Mit zunehmendem Alter werden auch geschlechtsspezifische Drogenmuster deutlich; Mädchen bleiben bei Glückspillen, während Jungs dem Alk zusprechen. Um mit ihrem Leben fertig zu werden, setzen die Jugendlichen nicht nur auf die entspannende und betäubende Wirkung von Alkohol und Zigaretten. Leistungssteigernde Drogen sind auf dem Vormarsch. „Doping in Eigenregie“, nennt Hurrelmann das.

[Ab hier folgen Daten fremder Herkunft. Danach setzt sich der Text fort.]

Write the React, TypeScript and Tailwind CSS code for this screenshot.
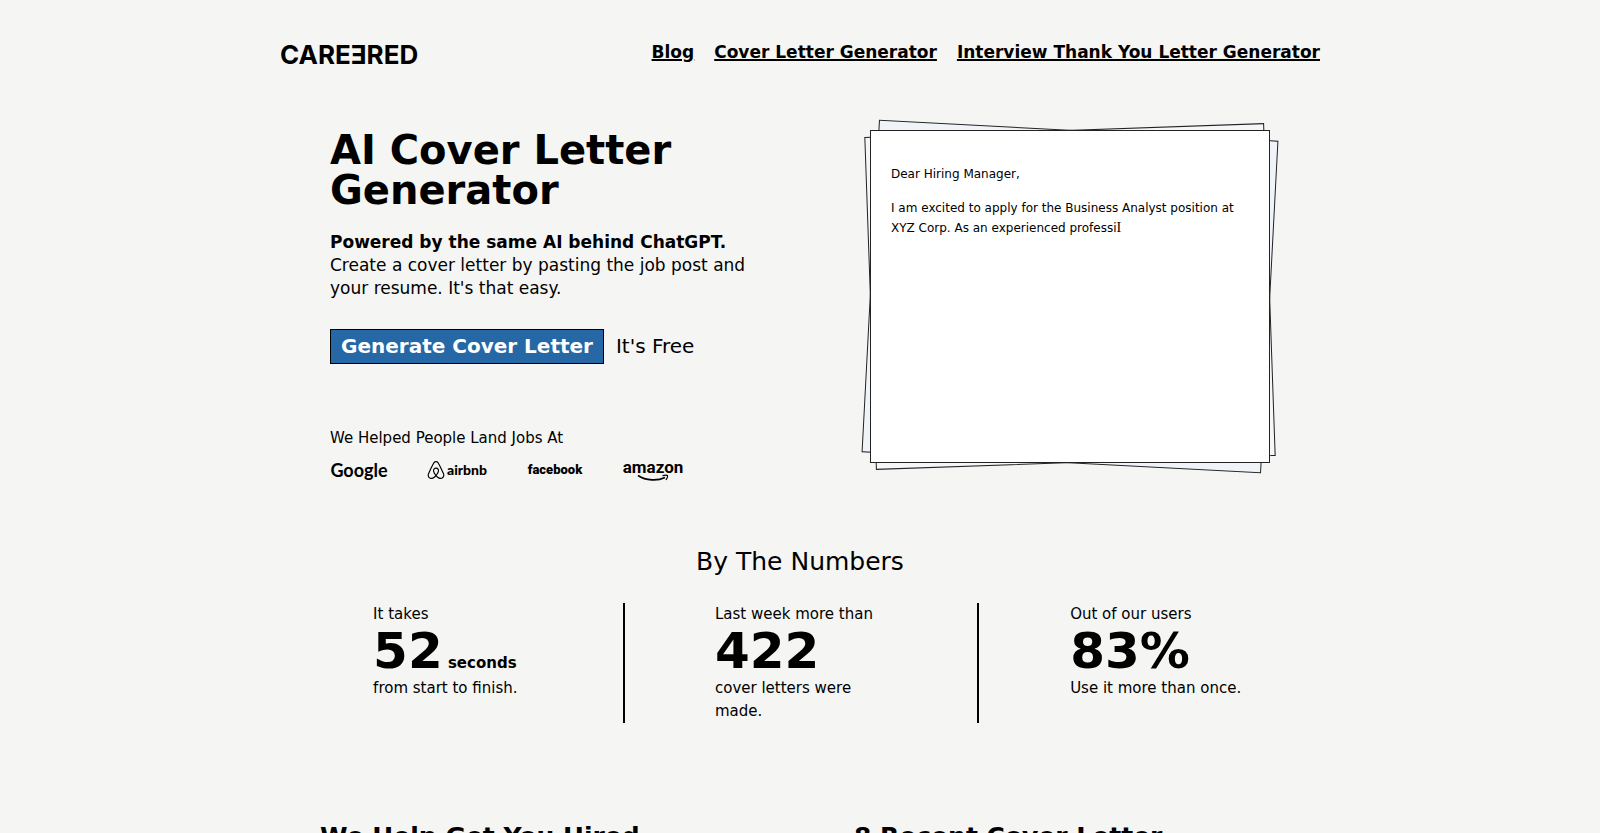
import { SiAirbnb } from 'react-icons/si';

const navLinks = ['Blog', 'Cover Letter Generator', 'Interview Thank You Letter Generator'];

function Header() {
  return (
    <header className="flex items-start justify-between pt-10">
      <a href="/" className="font-['Inter',sans-serif] text-[26px] leading-[30px] font-bold">
        CAREƎRED
      </a>
      <nav className="flex gap-5 text-[17px] leading-6 font-bold">
        {navLinks.map((label) => (
          <a key={label} href="#" className="underline decoration-2">
            {label}
          </a>
        ))}
      </nav>
    </header>
  );
}

function AmazonLogo() {
  return (
    <span className="flex flex-col items-center font-['Roboto',sans-serif] text-[17px] leading-4 font-bold">
      amazon
      <svg viewBox="0 0 32 8" className="-mt-px h-2 w-8" fill="none" stroke="currentColor">
        <path d="M1 1.500C9 7 21 7 28 3.500" strokeWidth="1.600" />
        <path d="M25.500 1.700C28 1.100 30 1 30.500 1.700 30.800 2.500 30 4.500 29 6" strokeWidth="1.200" />
      </svg>
    </span>
  );
}

function Companies() {
  return (
    <div>
      <p className="text-[15px] leading-6">We Helped People Land Jobs At</p>
      <div className="mt-2 grid h-6 w-fit grid-cols-[repeat(4,58px)] items-center justify-items-center gap-10">
        <span className="font-['Lato',sans-serif] text-lg leading-5 font-bold">Google</span>
        <span className="flex items-center gap-0.5 font-['Lato',sans-serif] text-sm leading-5 font-black">
          <SiAirbnb className="size-[18px] shrink-0" />
          airbnb
        </span>
        <span className="font-['Roboto',sans-serif] text-[13px] leading-5 font-black">facebook</span>
        <AmazonLogo />
      </div>
    </div>
  );
}

function Letter() {
  return (
    <div className="relative h-[333px] w-[400px] shrink-0">
      <div className="absolute inset-0 rotate-3 border border-[#222] bg-[#f0f4f8]" />
      <div className="absolute inset-0 -rotate-2 border border-[#222] bg-[#f4f6f8]" />
      <div className="relative h-full border border-[#222] bg-white px-5 pt-[33px] text-xs leading-5">
        <p>Dear Hiring Manager,</p>
        <p className="mt-3.5">
          I am excited to apply for the Business Analyst position at XYZ Corp. As an experienced professi
          <span className="font-['Liberation_Serif',serif] text-sm leading-4">I</span>
        </p>
      </div>
    </div>
  );
}

function Hero() {
  return (
    <section className="mt-15 flex items-start justify-between px-[50px]">
      <div className="w-[440px]">
        <h1 className="text-[40px] leading-10 font-bold">AI Cover Letter Generator</h1>
        <p className="mt-[21px] text-[17px] leading-[23px]">
          <strong>Powered by the same AI behind ChatGPT.</strong>
          <br />
          Create a cover letter by pasting the job post and your resume. It's that easy.
        </p>
        <div className="mt-[29px] mb-[62px] flex items-baseline gap-3 text-xl">
          <button className="border border-black bg-[#2568a5] px-2.5 py-px leading-[31px] font-bold text-white">
            Generate Cover Letter
          </button>
          <span>It's Free</span>
        </div>
        <Companies />
      </div>
      <Letter />
    </section>
  );
}

const stats = [
  { before: 'It takes', value: '52', unit: 'seconds', after: 'from start to finish.' },
  { before: 'Last week more than', value: '422', unit: '', after: 'cover letters were made.' },
  { before: 'Out of our users', value: '83%', unit: '', after: 'Use it more than once.' },
];

function Numbers() {
  return (
    <section className="mt-16">
      <h2 className="text-center text-[25px] leading-8">By The Numbers</h2>
      <div className="-mx-3 mt-[25px] grid grid-cols-3">
        {stats.map((stat) => (
          <div key={stat.value} className="flex min-h-[120px] justify-center border-black not-first:border-l-2">
            <div className="max-w-[172px] text-[15px] leading-[23px]">
              <p>{stat.before}</p>
              <p className="font-bold">
                <span className="text-[50px] leading-[51px]">{stat.value}</span> {stat.unit}
              </p>
              <p>{stat.after}</p>
            </div>
          </div>
        ))}
      </div>
    </section>
  );
}

export default function App() {
  return (
    <div className="h-screen overflow-hidden bg-[#f5f5f3] font-['DejaVu_Sans',sans-serif] text-black">
      <div className="mx-auto max-w-[1040px]">
        <Header />
        <main>
          <Hero />
          <Numbers />
          <section className="mt-[98px] grid grid-cols-2 gap-[68px] pl-10 text-[25px] leading-8 font-bold">
            <h2>We Help Get You Hired</h2>
            <h2>8 Recent Cover Letter</h2>
          </section>
        </main>
      </div>
    </div>
  );
}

Die Habenichte von morgen lieben – wie Dennis – den Drogenkonsum in Gesellschaft. Diejenigen, die sich statt in einem eingeschriebenen Verein lieber in der Clique treffen, sind stark suchtgefährdet. Die Jugendforscher aus Bielefeld fanden die Unterschiede heraus: jeder vierte Cliquengänger hängt täglich oder wöchentlich bis zum Vollrausch an der Flasche, hingegen nur jeder zehnte Vereinsmeier. Die Clique verleitet nicht nur zum Suff, sondern auch zu riskanten Mutproben. Nahezu jeder zweite Junge und jedes vierte Mädchen hat sich bereits im Suff geprügelt, Sachen beschädigt oder geklaut. Über Zehnjährige, die im Joggingtempo die Autobahn überqueren, wundert sich Jugendforscher Hurrelmann nicht mehr. Fast die Hälfte aller Todesfälle in der Altergruppe der 10- bis 20jährigen gehen auf Unfälle zurück, an zweiter Stelle steht Selbsttötung. Hurrelmann sieht einen engen Zusammenhang mit Drogenkonsum.

Warum tun sie sich das alles an? Sie sind sich durchaus der Gefahren ihres Handelns bewußt. Kids versprechen sich Vorteile für Anerkennung, mehr Zuwendung und Aufmerksamkeit. „Sie suchen einen scheinbar leistungsfreien Freizeitbereich, um ihren Hunger danach zu stillen“, diagnostiziert Jugendforscher Hurrelmann. Zudem erleben viele schon früh Sinndefizite und reagieren mit Flucht in den Rausch, in die Ekstase oder in selbstzerstörerische Depressionen. Vielen Jugendlichen fehlt es aber auch schlichtweg an Möglichkeiten und Räumen für Abenteuer und Spannung. Sie wissen oftmals einfach nicht, wohin mit ihrer Lebenskraft.